But. Like most pumps, it has a marking “Head Pressure.” This one says twelve feet. When I hold the hose -vertically-, the outlet exceeds the twelve foot head. This means I get -no-flow-. I’m still getting IN=OUT, but now IN happens to be zero because I’m pushing back against the pumps so hard I have stagnation. The pump is still pushing just as forcefully – and will overheat if left that way. It doesn’t actually matter what angle I hold it at, or what (non-kinking) contortions the hose does. If the outlet is twelve feet higher than the pump, I get zero flow.
.
The same situation happens in free-flows. You can indeed have an open pipe facing a swift flow and not have a net flow inside the pipe. Easily – so long as the pipe is long enough to hold a high enough column of water to oppose the ‘head pressure’ – the pressure exerted by the flow on the inlet.
.
Part of the incredulity is what happens when you start trying to fix the stagnation. One way is to just start increasing the size of the inlet. Doubling the size of the inlet gets you a substantially higher lift. (The surface area of the inlet is -all- acted upon by the pressure of the flowing water.)
.
But you need a -lot- of lift. It suddenly isn’t something semi-plausible like a supertanker-sized collection of tubes. You’re suddenly on a geo-engineering project that dwarfs the Asswan or the Yangtze dams – just to build enough pressure to lift the water far enough to be useful. You’re suddenly not ‘skimming extra energy’ from the Gulf Stream – but instead dragging it to a halt.
.
The turbines are better off completely separate from the tubes.
.
“The turbines are better off completely separate from the tubes.”

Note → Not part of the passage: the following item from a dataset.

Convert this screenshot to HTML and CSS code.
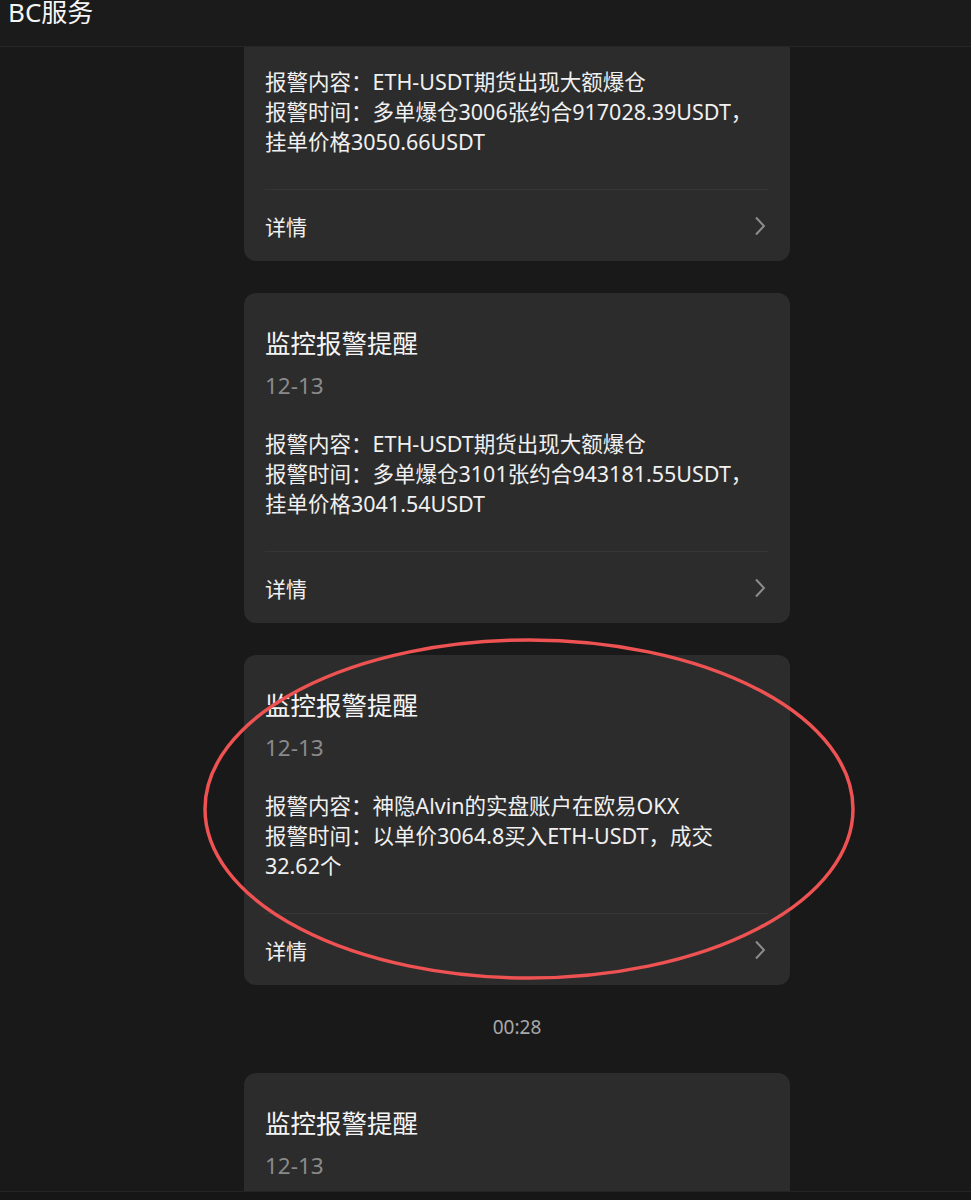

If that is all you did with them perhaps. But the intention of them is to regulate climate by placing them in and out of cooling phase and or non-cooling phase determined by computer modeling.If we just have the turbines we loose the ability to regulate SSTs as much and therefore the climate.
“If the pipe is a uniform diameter, the water coming out is going -slower- than the water going past the inlet.”
Correct the verticle rise in the tunnel will be proportional to the horizontal flow of water outside of the tunnel. Mixing ratio.
We need to examine how the now cooler water exits at the top and free falls on top of the warm water below it mixing it.
Patrick C,
You are filibustering. Go get some facts, not rationalizations. Show that any water that gets in your manifold will be able to do the work of turning a turbine, much less get enough lift to actually mix in any meaningful way.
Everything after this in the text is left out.